Ten anti-Tank rockets have been acquired by the Syrian Supreme Military Council, led by Brigadier Selim Idris. Each costs between $20 to 25 thousand....This is a M79 Osa (Wasp) 90 mm portable anti-tank rocket launcher, a Yugoslavian/Serbian modernized variant of the French-made LRAC F1 -unguided rocket.

The weapons have been handed over to Abu Ali Sulaibi, commander of the front-line, Saif al-Dawla area of Aleppo.

Syria Comment then puts the questions that Miller has been asking:

Why have these weapons been supplied now? Who approved them? We don’t know. It is said that these weapons may have come from Libya and have been sitting in Turkey for some time but approval “may not have been” given for them to be released. It seems that this has changed as of late.

My speculative response? Just as the US appears to have reached an agreement with Saudi Arabia, Qatar, and Turkey over which insurgent factions should be supplied in the south, so the countries may be reaching a consensus over the Aleppo front. I would take a glance at the multi-national centre in Turkey, near the Syrian border, in which the CIA has been vetting weapons supplies since last year.

0715 GMT: Insurgent Advance. Reports continue that the insurgency has taken another major regime airbase, near as-Safira in Aleppo Province.

The opposition fighters have put pressure on the base, east of Aleppo International Airport, for months. On Wednesday, claims began circulating that they had succeeded in taking the facility after a battle that killed scores on both side; video on Thursday showed attacks by insurgents on areas near the airbase, possibly to cut off regime military forces trying to reclaim the position.

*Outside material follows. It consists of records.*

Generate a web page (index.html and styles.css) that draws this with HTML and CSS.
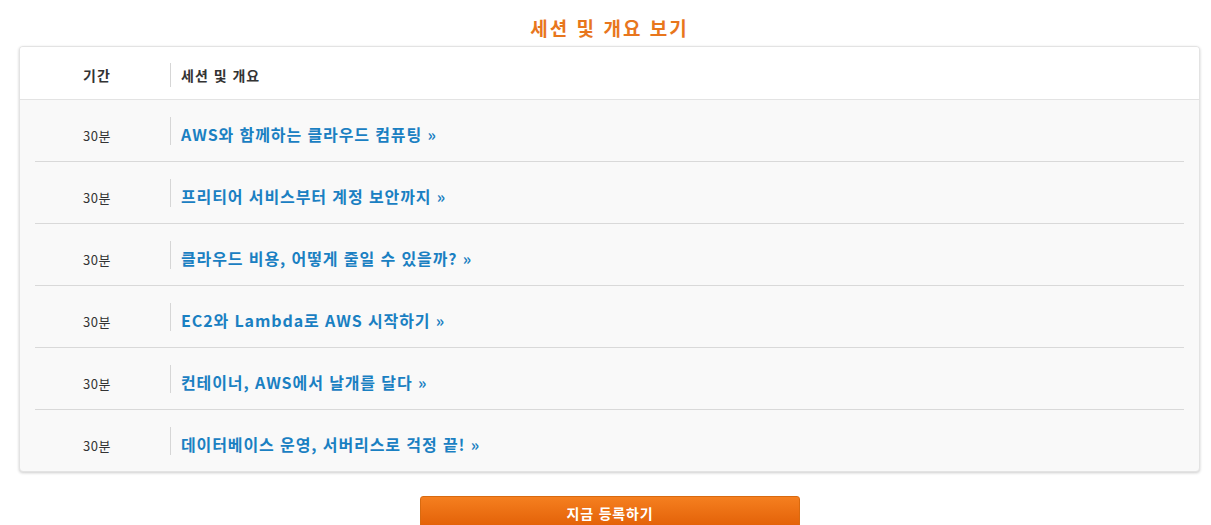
FILE: index.html
```html
<!DOCTYPE html>
<html lang="ko">
<head>
<meta charset="utf-8">
<link rel="stylesheet" href="styles.css">
</head>
<body>
<div class="wrap">
  <h2 class="title">세션 및 개요 보기</h2>
  <div class="card">
    <div class="head">
      <div class="c1">기간</div>
      <div class="c2"><span class="bar">세션 및 개요</span></div>
    </div>
    <div class="body">
      <div class="row"><div class="c1">30분</div><div class="c2"><a class="bar link">AWS와 함께하는 클라우드 컴퓨팅 »</a></div></div>
      <div class="row"><div class="c1">30분</div><div class="c2"><a class="bar link">프리티어 서비스부터 계정 보안까지 »</a></div></div>
      <div class="row"><div class="c1">30분</div><div class="c2"><a class="bar link">클라우드 비용, 어떻게 줄일 수 있을까? »</a></div></div>
      <div class="row"><div class="c1">30분</div><div class="c2"><a class="bar link">EC2와 Lambda로 AWS 시작하기 »</a></div></div>
      <div class="row"><div class="c1">30분</div><div class="c2"><a class="bar link">컨테이너, AWS에서 날개를 달다 »</a></div></div>
      <div class="row"><div class="c1">30분</div><div class="c2"><a class="bar link">데이터베이스 운영, 서버리스로 걱정 끝! »</a></div></div>
    </div>
  </div>
  <div class="cta"><a class="btn">지금 등록하기</a></div>
</div>
</body>
</html>
```

FILE: styles.css
```css
html, body { margin: 0; padding: 0; background: #fff; }
body { font-family: "Noto Sans CJK KR", "Noto Sans", sans-serif; color: #333; }
.wrap { padding: 0 11px 0 19px; }
.title {
  margin: 0; padding-top: 15px; height: 31px;
  text-align: center; font-size: 19px; line-height: 26px; font-weight: 700;
  letter-spacing: 2px; color: #e8761c;
}
.card {
  border: 1px solid #e3e3e3; border-radius: 4px;
  box-shadow: 0 1px 3px rgba(0,0,0,0.2);
  overflow: hidden; background: #f9f9f9;
}
.head {
  display: flex; height: 52px; background: #fff;
  border-bottom: 1px solid #e3e3e3; align-items: center;
  font-size: 14px; font-weight: 700; color: #333; letter-spacing: 1px;
}
.head .bar { line-height: 24px; }
.c1 { width: 146px; padding-left: 4px; text-align: center; flex: none; }
.c2 { flex: 1; display: flex; }
.bar { border-left: 1px solid #d6d6d6; padding-left: 10px; display: block; }
.head .c1, .head .bar { margin-top: 4px; }
.body { padding: 0 15px; }
.row {
  display: flex; border-bottom: 1px solid #d9d9d9;
  padding-top: 17px; box-sizing: content-box; height: 44px;
}
.row:last-child { border-bottom: none; }
.body .row .c1 {
  width: 124px; padding: 5px 11px 0 0; font-size: 13px; line-height: 28px;
  color: #333; letter-spacing: 0.5px;
}
.link {
  font-size: 16px; font-weight: 700; color: #1a80c2; line-height: 28px;
  height: 28px; padding-top: 3px; box-sizing: border-box; display: flex; align-items: flex-start;
  letter-spacing: 0.9px; text-decoration: none;
}
.cta { text-align: center; padding-top: 24px; }
.btn {
  display: inline-block; width: 378px; height: 34px; margin-left: 1px;
  background: linear-gradient(#f57f1f, #e05c04);
  border: 1px solid #d86a10; border-radius: 3px;
  color: #fff; font-weight: 700; font-size: 14px; line-height: 32px;
  letter-spacing: 0.8px; text-decoration: none;
}
```
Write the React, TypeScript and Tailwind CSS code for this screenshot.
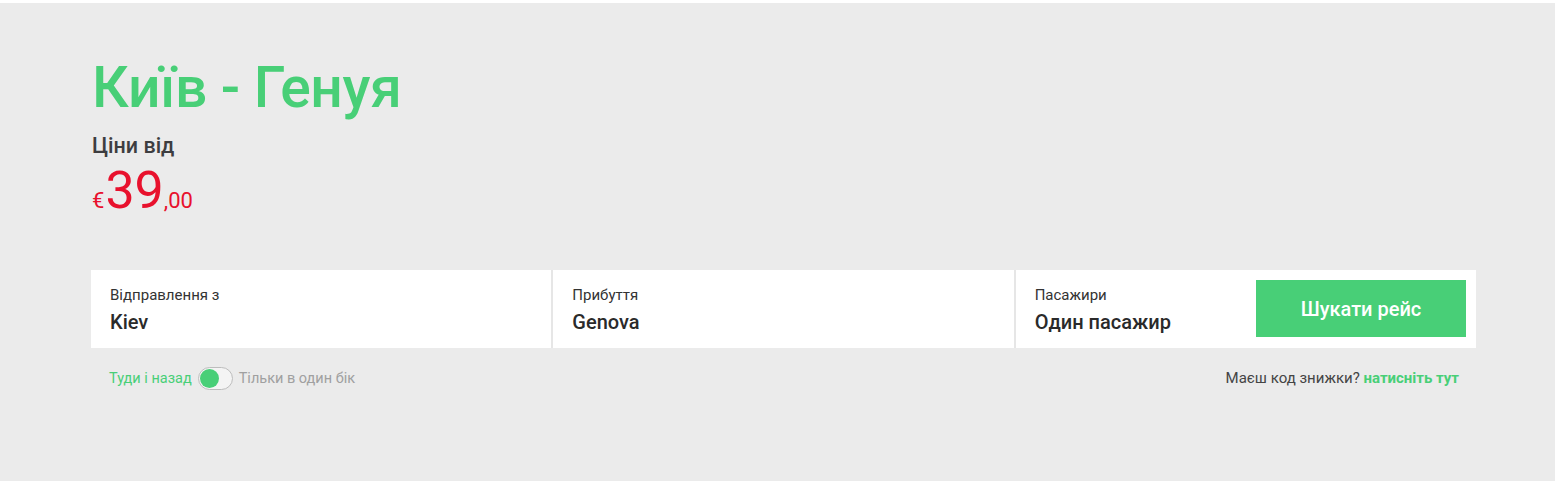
import React from "react";

export default function App() {
  const font = { fontFamily: "Roboto, 'Noto Sans', sans-serif" };
  return (
    <div className="w-[1555px] h-[481px] bg-white pt-[3px]" style={font}>
      <div className="h-[478px] bg-[#ebebeb] pl-[91px] pt-[50px]">
        <div className="w-[1385px]">
          <h1 className="text-[57px] leading-[70px] font-medium text-[#48cf77] pl-[1px] tracking-[-0.3px]">Київ - Генуя</h1>
          <div className="mt-[11px] text-[21.5px] leading-[24px] font-medium text-[#3d3d40] pl-[1px]">Ціни від</div>
          <div className="flex items-baseline text-[#e8112d] leading-none mt-[7px] pl-[1px]">
            <span className="text-[22px]">€</span>
            <span className="text-[52px] ml-[1px]">39</span>
            <span className="text-[22px]">,00</span>
          </div>
          <div className="mt-[53px] grid grid-cols-3 h-[78px] gap-[2px] bg-[#e6e6e6]">
            <div className="bg-white pl-[19px] pt-[16px]">
              <div className="text-[15px] leading-[18px] text-[#333]">Відправлення з</div>
              <div className="mt-[6px] text-[20px] leading-[24px] font-medium text-[#2a2a2a]">Kiev</div>
            </div>
            <div className="bg-white pl-[19px] pt-[16px]">
              <div className="text-[15px] leading-[18px] text-[#333]">Прибуття</div>
              <div className="mt-[6px] text-[20px] leading-[24px] font-medium text-[#2a2a2a]">Genova</div>
            </div>
            <div className="bg-white pl-[19px] pr-[10px] flex items-center justify-between">
              <div className="pt-[2px]">
                <div className="text-[15px] leading-[18px] text-[#333]">Пасажири</div>
                <div className="mt-[6px] text-[20px] leading-[24px] font-medium text-[#2a2a2a]">Один пасажир</div>
              </div>
              <button className="w-[210px] h-[57px] bg-[#48cf77] text-white text-[20px] font-medium mb-[1px]">Шукати рейс</button>
            </div>
          </div>
          <div className="mt-[19px] flex items-center justify-between pl-[18px] pr-[17px]">
            <div className="flex items-center text-[14.5px]">
              <span className="text-[#48cf77]">Туди і назад</span>
              <span className="ml-[6px] w-[35px] h-[23px] rounded-full border border-[#bdbdbd] bg-[#f4f4f4] flex items-center pl-[1px]">
                <span className="w-[19px] h-[19px] rounded-full bg-[#48cf77]"></span>
              </span>
              <span className="ml-[6px] text-[#a0a0a0]">Тільки в один бік</span>
            </div>
            <div className="text-[15px]">
              <span className="text-[#444]">Маєш код знижки? </span>
              <span className="text-[#48cf77] font-bold">натисніть тут</span>
            </div>
          </div>
        </div>
      </div>
    </div>
  );
}
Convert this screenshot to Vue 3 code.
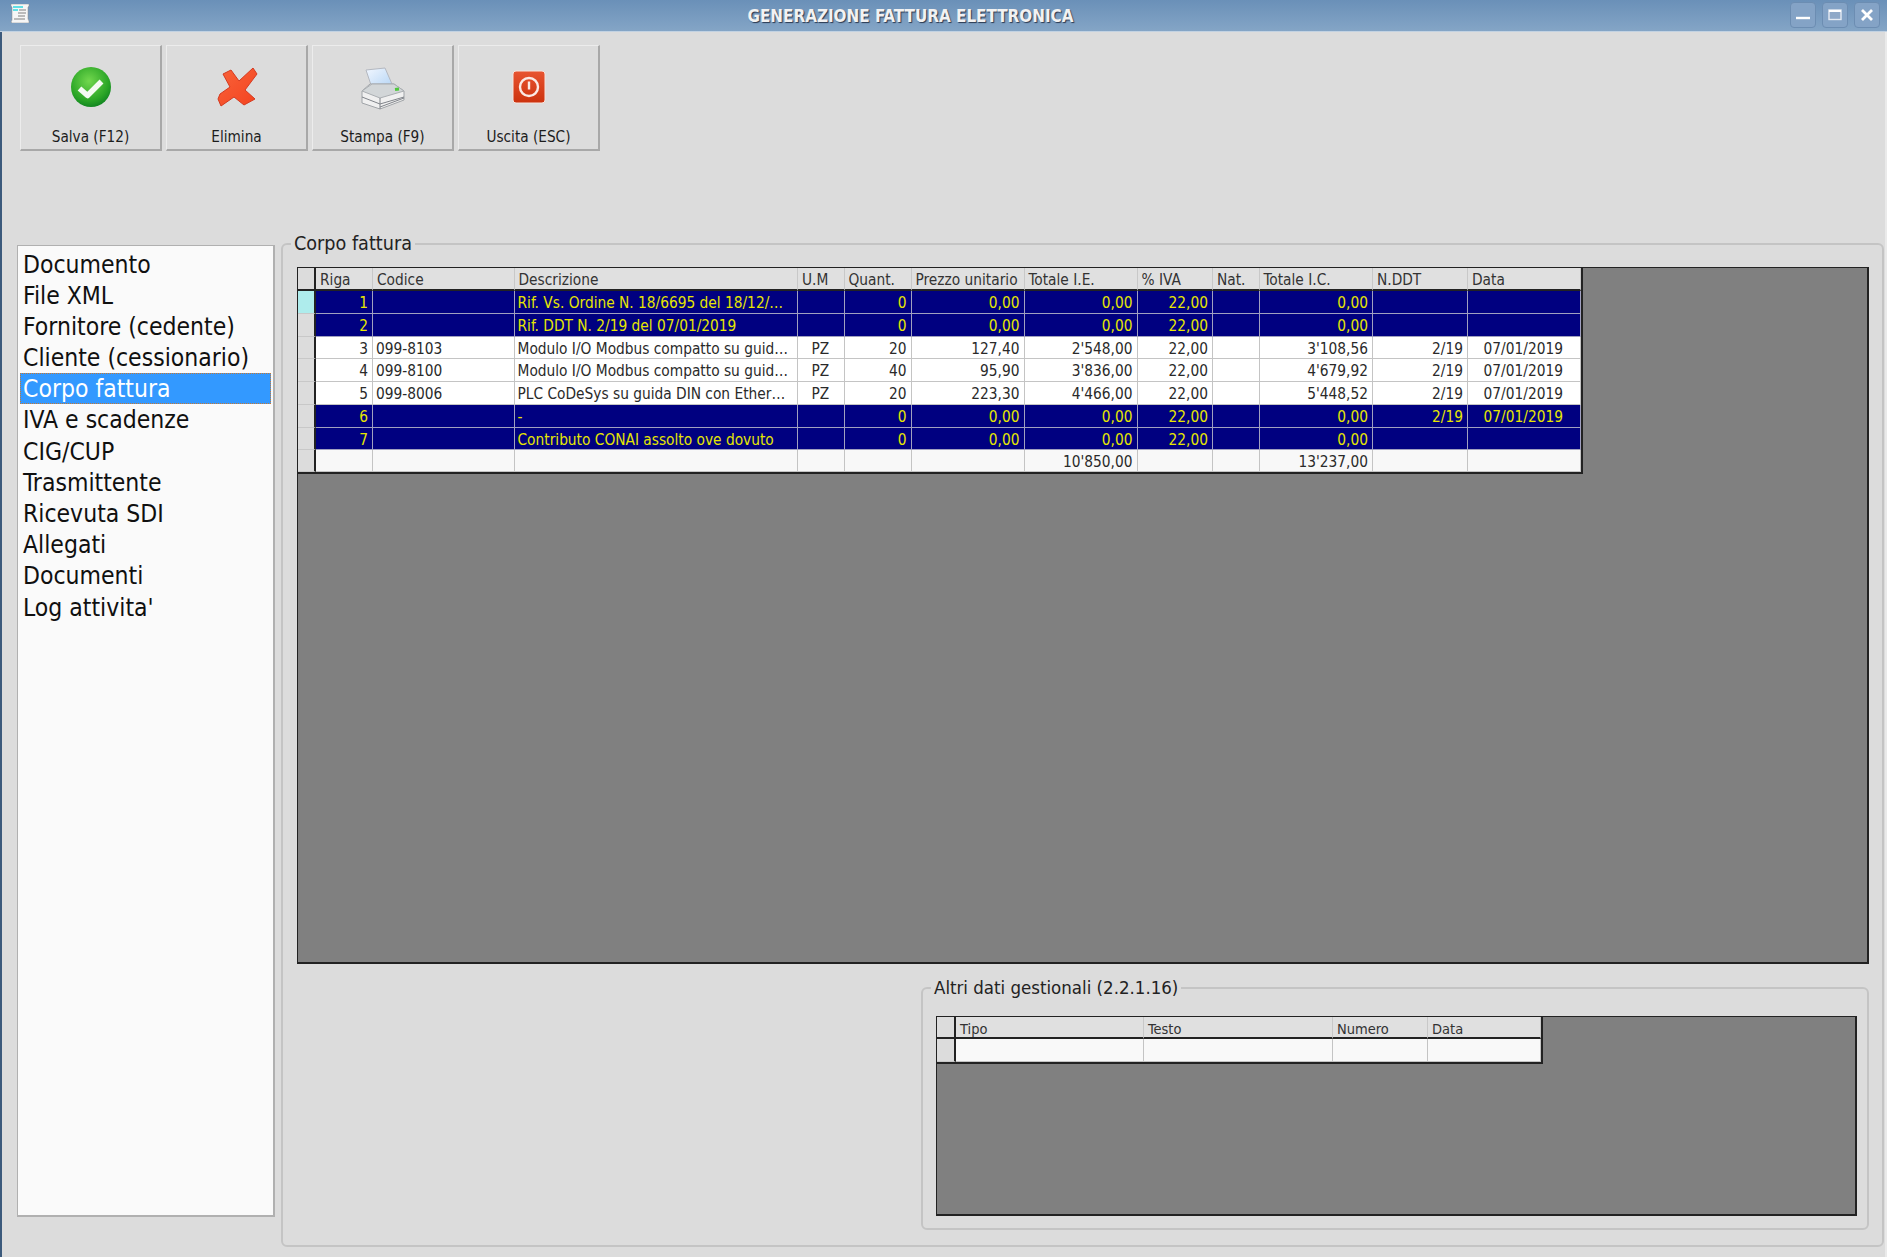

The latest advance is another step in the insurgents' attempt to cut off the Assad military and limit its movement by taking bases around Aleppo, where insurgents and regime forces have been battling since last July.

The base near as-Safira is also notable because of past claims that it has a chemical weapons depot, although it is unclear if the stocks have been moved.

The British-based Syrian Observatory for Human Rights. The Observatory also claims fighting near the airport and around another airbase at Nayrab.